Thomas, the eldest son and most well known, might have been born around 1367 judging from the dates he entered the military; it has been suggested, primarily by Russell Kraus, that he was the son of John of Gaunt, whom he served under and received favours from; however, as stated previously, this parentage is unlikely. A strong relationship with Philippa has been suggested due to an assumption that Thomas chose to bear her coat of arms over Chaucer's. However, in the Special Collections of the Harvard Library is a deed with the name and seal of Thomas Chaucer using the arms of his father Geoffrey and there is no known example of Thomas Chaucer ever using a seal with the arms of his mother. Confusion over this has likely come about because the tomb of him and his wife, constructed by their daughter, Alice Chaucer, Duchess of Suffolk, uses Roet rather than Chaucer arms.

Very little is known of Lewis and Agnes, the second son and younger daughter.

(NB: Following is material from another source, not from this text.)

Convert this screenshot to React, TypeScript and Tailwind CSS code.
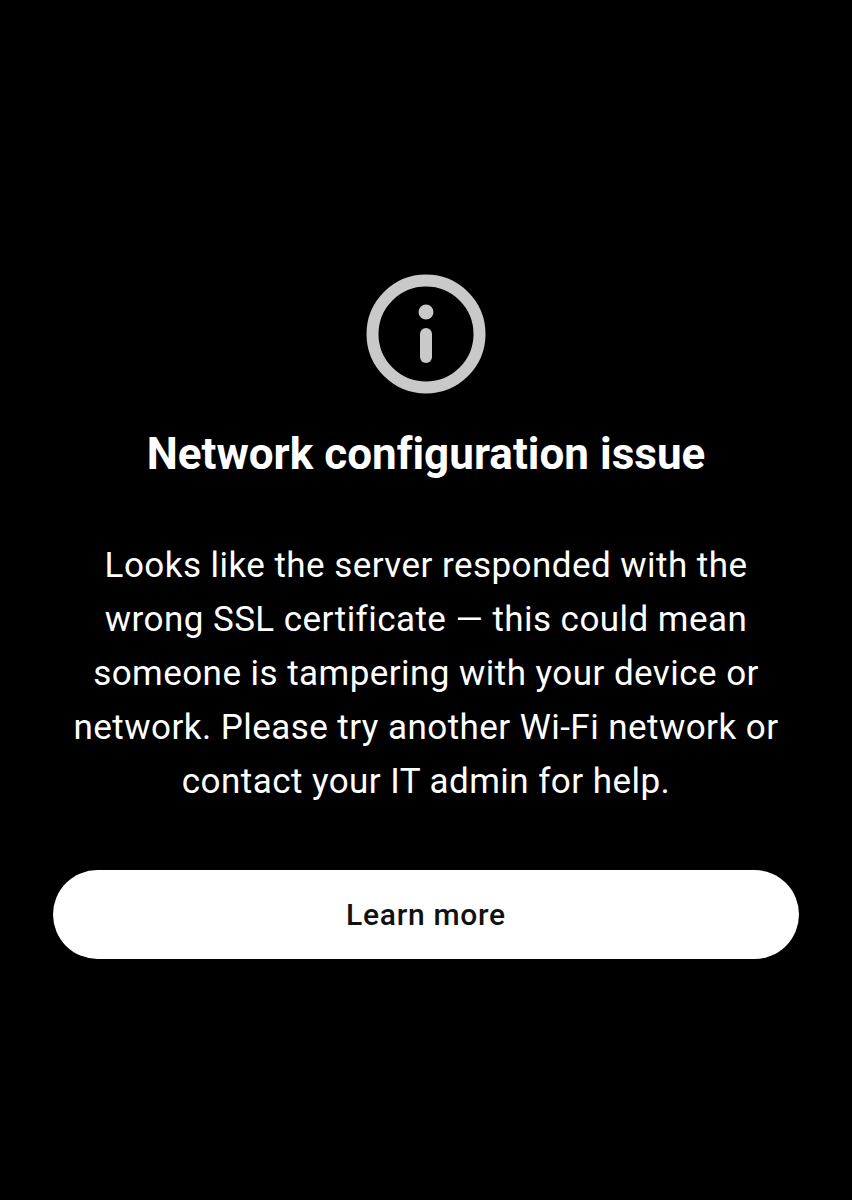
export default function App() {
  return (
    <div className="w-[852px] h-[1200px] bg-black flex flex-col items-center pt-[274px] font-['Roboto',sans-serif]">
      <svg width="120" height="120" viewBox="0 0 120 120" fill="none">
        <circle cx="60" cy="60" r="53.5" stroke="#c9c9c9" strokeWidth="12" />
        <circle cx="60" cy="38" r="7.5" fill="#c9c9c9" />
        <rect x="54" y="54" width="12" height="35" rx="6" fill="#c9c9c9" />
      </svg>
      <h1 className="mt-[35px] text-[44px] leading-[50px] font-bold tracking-[0.02px] text-white">Network configuration issue</h1>
      <p className="mt-[60px] w-[720px] text-center text-[35px] leading-[54px] tracking-[0.45px] text-white">
        Looks like the server responded with the wrong SSL certificate — this could mean someone is tampering with your device or network. Please try another Wi-Fi network or contact your IT admin for help.
      </p>
      <button className="mt-[61px] w-[746px] h-[89px] rounded-full bg-white text-[#111111] text-[30px] font-medium tracking-[0.7px]">Learn more</button>
    </div>
  );
}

However, it is recorded that Lewis was born in 1381 and sent to the school at Oxford at age 10; it is also known that Chaucer's Treatise on the Astrolabe was written for Lewis. Agnes, who is believed to be his second daughter, was a lady-in-waiting at Henry IV's coronation in 1399.

==Death==
Although there is no precise evidence, Philippa is thought to have died in 1387, due to her last recorded pension being on 18 June 1387. This is evidenced by Chaucer's last recorded overseas journey, which was in the same year. It is also suggested that he may have fallen out of favor with the court following her presumed death.

There is a tomb in the church of St Mary, East Worldham in Hampshire, that is thought to be Philippa's.